Factors such as increased option volumes, blog articles, analyst recommendations, and stock sentiment may be relevant when creating an overall picture of a client or event. However, a client’s trading history is also an important factor to consider to sufficiently assess reasonable suspicion of market abuse. For example, when firms look at the publication of a blog article, or increased options volumes, considering the probability of a client consistently trading only in those stocks where a blog article/increased options volume was followed by a significant news story and movement in price would be helpful in detecting market abuse. Firms need to also ensure they record the rationale for their mitigation.
Firms should use all relevant information available to them. Firms which used information such as IP addresses and advertising IDs were more effective in identifying suspicious clients and connections. This data can also be helpful at client onboarding, to identify undisclosed client relationships and support the firm’s SYSC 6.1.1R framework.
Formalising procedures, including those relating to the investigation of alerts, will assist in ensuring consistency.
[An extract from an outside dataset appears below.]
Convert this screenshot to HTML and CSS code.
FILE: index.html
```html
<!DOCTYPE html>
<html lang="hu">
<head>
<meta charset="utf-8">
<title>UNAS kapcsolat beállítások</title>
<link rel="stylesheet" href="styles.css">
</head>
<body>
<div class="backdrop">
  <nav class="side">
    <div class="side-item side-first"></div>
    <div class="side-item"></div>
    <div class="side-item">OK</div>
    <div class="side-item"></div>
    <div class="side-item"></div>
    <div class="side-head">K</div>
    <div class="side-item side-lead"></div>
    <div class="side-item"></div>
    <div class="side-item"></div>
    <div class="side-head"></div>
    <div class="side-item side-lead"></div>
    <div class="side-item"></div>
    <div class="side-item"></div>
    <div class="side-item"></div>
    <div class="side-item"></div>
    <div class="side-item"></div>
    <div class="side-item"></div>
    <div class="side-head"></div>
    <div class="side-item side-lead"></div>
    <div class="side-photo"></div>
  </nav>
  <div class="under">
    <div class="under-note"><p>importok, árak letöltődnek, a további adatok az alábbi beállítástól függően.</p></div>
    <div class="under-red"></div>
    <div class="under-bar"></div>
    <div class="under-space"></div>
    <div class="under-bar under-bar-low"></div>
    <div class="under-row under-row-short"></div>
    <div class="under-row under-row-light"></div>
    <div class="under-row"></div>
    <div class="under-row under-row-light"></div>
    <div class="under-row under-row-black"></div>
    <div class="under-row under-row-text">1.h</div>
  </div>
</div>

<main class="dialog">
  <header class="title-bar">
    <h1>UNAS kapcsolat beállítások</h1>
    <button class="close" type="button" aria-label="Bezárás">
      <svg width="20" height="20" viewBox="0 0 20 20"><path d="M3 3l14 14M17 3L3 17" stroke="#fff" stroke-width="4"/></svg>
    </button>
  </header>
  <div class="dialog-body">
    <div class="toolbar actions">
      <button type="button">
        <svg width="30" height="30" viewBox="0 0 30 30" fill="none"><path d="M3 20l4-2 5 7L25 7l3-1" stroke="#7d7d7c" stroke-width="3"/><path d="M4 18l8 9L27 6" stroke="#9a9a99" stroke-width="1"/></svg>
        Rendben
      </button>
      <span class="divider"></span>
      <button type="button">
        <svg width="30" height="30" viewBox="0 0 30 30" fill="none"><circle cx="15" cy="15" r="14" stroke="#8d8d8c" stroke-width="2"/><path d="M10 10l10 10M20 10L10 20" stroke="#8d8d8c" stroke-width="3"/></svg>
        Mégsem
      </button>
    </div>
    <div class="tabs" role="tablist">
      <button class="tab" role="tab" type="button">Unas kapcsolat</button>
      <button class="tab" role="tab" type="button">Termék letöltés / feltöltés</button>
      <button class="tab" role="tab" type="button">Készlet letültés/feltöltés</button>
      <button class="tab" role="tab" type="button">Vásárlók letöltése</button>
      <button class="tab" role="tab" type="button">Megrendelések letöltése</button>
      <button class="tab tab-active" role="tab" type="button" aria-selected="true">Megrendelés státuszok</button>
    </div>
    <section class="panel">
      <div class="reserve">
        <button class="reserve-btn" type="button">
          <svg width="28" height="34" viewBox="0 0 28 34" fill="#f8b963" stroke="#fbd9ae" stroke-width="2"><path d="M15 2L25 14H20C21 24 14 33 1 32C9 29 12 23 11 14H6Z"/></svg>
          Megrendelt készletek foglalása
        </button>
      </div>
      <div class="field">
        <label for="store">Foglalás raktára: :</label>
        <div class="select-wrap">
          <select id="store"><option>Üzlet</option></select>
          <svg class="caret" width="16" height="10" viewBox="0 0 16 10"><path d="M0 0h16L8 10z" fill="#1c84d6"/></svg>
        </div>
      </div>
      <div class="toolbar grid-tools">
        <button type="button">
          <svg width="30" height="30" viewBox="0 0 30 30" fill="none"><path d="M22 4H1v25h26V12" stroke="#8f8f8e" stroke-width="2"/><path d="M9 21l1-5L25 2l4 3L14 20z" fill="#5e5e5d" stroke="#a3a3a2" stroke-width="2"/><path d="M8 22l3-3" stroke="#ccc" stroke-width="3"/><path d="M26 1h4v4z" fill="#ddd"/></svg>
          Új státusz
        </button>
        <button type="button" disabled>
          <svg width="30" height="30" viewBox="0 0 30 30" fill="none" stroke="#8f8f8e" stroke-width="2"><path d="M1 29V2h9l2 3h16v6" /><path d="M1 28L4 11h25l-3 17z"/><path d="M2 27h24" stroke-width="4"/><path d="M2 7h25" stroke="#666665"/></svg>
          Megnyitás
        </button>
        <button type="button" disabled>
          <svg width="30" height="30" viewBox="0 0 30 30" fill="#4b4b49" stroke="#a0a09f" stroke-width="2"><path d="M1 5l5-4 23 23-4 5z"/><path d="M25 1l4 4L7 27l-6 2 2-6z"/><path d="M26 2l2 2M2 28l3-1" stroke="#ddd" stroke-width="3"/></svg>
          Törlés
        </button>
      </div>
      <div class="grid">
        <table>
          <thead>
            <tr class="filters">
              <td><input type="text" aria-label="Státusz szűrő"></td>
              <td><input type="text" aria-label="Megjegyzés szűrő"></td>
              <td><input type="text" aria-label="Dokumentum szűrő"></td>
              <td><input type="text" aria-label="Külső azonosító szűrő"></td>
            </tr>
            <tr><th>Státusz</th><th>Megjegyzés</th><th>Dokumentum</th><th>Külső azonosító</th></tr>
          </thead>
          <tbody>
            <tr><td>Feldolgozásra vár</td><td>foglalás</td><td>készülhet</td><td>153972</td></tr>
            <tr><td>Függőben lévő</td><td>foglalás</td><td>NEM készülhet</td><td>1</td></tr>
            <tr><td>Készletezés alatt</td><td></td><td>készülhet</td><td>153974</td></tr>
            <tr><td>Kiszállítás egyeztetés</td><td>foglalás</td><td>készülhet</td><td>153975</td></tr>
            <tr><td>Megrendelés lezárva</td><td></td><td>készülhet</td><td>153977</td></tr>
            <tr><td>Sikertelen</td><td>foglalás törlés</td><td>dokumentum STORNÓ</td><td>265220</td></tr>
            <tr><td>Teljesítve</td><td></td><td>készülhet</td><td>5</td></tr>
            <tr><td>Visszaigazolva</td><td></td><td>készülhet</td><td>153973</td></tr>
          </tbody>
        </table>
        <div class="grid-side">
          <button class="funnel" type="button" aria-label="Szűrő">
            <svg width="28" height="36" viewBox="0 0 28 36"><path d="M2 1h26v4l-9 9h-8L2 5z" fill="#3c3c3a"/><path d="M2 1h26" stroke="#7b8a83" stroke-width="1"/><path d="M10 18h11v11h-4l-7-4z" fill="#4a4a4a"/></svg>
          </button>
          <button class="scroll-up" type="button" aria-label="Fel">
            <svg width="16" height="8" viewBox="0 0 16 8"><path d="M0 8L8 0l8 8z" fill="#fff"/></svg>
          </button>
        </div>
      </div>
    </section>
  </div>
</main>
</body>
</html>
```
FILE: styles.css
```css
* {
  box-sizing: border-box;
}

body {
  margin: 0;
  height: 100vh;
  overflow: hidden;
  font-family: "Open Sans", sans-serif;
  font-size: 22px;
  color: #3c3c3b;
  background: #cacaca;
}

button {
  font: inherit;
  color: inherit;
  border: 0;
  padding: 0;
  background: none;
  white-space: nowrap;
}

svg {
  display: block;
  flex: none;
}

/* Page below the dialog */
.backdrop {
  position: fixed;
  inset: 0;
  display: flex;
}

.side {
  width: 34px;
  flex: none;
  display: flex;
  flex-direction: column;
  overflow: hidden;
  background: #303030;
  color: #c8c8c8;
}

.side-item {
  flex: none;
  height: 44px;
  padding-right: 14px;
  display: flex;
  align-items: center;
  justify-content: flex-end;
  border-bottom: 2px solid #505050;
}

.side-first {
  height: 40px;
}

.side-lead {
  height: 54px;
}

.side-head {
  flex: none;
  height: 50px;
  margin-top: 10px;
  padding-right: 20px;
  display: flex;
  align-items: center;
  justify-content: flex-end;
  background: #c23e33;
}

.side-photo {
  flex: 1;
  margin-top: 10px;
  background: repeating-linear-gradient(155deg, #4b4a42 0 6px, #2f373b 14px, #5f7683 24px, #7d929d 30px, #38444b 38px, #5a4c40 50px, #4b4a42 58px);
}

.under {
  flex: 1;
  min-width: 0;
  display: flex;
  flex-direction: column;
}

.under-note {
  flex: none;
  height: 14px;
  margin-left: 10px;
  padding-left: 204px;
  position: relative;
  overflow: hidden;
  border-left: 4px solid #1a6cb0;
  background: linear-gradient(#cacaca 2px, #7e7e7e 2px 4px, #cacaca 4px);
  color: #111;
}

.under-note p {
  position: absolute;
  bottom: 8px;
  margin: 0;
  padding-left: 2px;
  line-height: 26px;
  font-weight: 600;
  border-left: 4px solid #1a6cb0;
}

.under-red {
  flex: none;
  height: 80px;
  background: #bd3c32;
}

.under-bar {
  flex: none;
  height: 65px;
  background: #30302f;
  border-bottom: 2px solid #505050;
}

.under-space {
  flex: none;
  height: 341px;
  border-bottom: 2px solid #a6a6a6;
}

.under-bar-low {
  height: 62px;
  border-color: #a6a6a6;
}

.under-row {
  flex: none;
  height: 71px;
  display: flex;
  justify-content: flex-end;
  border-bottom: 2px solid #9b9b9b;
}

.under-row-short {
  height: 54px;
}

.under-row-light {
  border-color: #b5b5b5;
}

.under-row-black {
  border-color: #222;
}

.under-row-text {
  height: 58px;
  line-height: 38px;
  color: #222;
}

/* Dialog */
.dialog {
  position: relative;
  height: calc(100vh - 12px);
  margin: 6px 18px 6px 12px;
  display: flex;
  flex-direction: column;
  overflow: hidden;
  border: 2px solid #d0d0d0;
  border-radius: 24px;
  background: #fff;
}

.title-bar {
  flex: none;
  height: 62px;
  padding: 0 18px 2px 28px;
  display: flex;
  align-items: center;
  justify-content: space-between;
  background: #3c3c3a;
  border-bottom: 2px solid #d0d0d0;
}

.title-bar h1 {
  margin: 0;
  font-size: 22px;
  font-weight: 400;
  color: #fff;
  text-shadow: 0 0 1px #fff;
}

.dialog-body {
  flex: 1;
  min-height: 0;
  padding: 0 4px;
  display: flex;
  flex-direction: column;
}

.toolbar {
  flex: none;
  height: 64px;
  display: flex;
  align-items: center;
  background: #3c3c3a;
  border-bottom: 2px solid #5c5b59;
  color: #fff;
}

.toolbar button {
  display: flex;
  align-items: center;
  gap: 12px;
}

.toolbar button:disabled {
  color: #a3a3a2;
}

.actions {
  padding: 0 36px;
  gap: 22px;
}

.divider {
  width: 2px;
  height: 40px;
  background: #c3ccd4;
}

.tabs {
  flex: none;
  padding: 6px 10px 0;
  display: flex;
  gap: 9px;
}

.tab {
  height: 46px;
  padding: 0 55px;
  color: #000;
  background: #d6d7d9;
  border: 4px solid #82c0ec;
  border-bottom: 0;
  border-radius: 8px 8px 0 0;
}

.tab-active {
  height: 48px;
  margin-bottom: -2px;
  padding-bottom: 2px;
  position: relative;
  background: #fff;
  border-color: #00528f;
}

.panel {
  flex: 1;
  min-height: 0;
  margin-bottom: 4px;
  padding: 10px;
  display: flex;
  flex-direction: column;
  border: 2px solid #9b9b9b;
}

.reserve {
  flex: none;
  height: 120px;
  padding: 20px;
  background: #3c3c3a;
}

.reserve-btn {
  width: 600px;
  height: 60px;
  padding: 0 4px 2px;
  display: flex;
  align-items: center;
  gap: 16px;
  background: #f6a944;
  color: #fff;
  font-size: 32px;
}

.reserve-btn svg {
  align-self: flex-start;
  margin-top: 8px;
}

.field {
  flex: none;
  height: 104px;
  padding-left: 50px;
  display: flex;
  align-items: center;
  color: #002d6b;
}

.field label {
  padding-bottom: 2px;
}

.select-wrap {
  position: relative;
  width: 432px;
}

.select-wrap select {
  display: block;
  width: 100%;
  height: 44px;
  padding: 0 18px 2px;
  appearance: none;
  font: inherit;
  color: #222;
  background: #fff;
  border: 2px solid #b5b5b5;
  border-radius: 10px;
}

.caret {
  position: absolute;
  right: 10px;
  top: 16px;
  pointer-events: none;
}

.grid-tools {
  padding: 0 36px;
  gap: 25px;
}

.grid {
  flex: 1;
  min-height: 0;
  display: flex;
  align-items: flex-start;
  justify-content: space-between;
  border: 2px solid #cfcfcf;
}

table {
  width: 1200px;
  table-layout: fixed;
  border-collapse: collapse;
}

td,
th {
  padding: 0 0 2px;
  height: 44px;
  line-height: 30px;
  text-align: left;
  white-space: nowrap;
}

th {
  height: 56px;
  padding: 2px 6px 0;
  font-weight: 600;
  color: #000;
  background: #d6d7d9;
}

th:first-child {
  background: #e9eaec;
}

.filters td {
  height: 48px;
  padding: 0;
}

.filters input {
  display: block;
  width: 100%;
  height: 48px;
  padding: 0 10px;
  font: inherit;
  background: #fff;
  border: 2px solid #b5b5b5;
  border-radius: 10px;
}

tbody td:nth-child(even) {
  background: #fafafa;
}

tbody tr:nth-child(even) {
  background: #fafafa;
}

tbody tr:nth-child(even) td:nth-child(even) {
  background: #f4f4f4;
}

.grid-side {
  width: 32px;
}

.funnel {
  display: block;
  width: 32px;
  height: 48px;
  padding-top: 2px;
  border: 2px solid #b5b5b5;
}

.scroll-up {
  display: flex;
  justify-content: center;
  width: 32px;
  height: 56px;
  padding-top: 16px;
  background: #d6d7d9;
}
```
This is particularly important given the industry’s apparent state of flux, with firms trying to grow or diversify and the turnover of Compliance staff.
Front office and the tipping off risk
Compliance was generally reluctant to provide feedback to front office staff on surveillance matters due to concern about tipping off. For example, if trading activity was identified by a surveillance alert, which potentially should also have been identified and raised by front office but was not, firms told us they would not query or provide feedback to front office. Conversely, we observed one firm routinely involving front office in STOR submissions, without considering whether they ‘need to know’.
Front office staff were reluctant to refuse an order from a client or execute a trade, even if they believed the client was seeking to trade manipulatively or based on inside information. Again, this was out of concern for tipping off the client.
Firms need to strike the right balance when engaging with front office on surveillance matters. The submission of a STOR should only be shared on a need-to-know basis, but this should not prevent Compliance challenging and educating front office staff where the front office has not identified or escalated suspicions about a client. While a level of caution is understandable, firms have found it helpful to use real-world examples to improve staff understanding of obligations.
Where front office holds information which leads them to conclude that a client is seeking to trade either manipulatively or based on inside information, they should refuse to accept that order, where they are able to do so. Relevant Compliance policies should be clear and appropriate action taken if they are breached. Guidance on this is set out in the FCA’s Financial Crime Guide, 8.2.3. Front office should also escalate to Compliance to consider if a STOR for attempted market abuse is needed. Any STOR submission should not be disclosed to the client.
Next steps for CFD providers
CFD providers should consider the points we make in this Market Watch. Firms should take steps to ensure that their systems and procedures for detecting and reporting potential market abuse are appropriate and proportionate to the scale, size and nature of their business activities. Firms should also ensure they have effective policies and procedures to counter the risk they are used to further market abuse-related financial crime as per SYSC 6.1.1R. We will continue to visit CFD providers and other firms to assess their STOR arrangements and work to ensure they meet their regulatory obligations.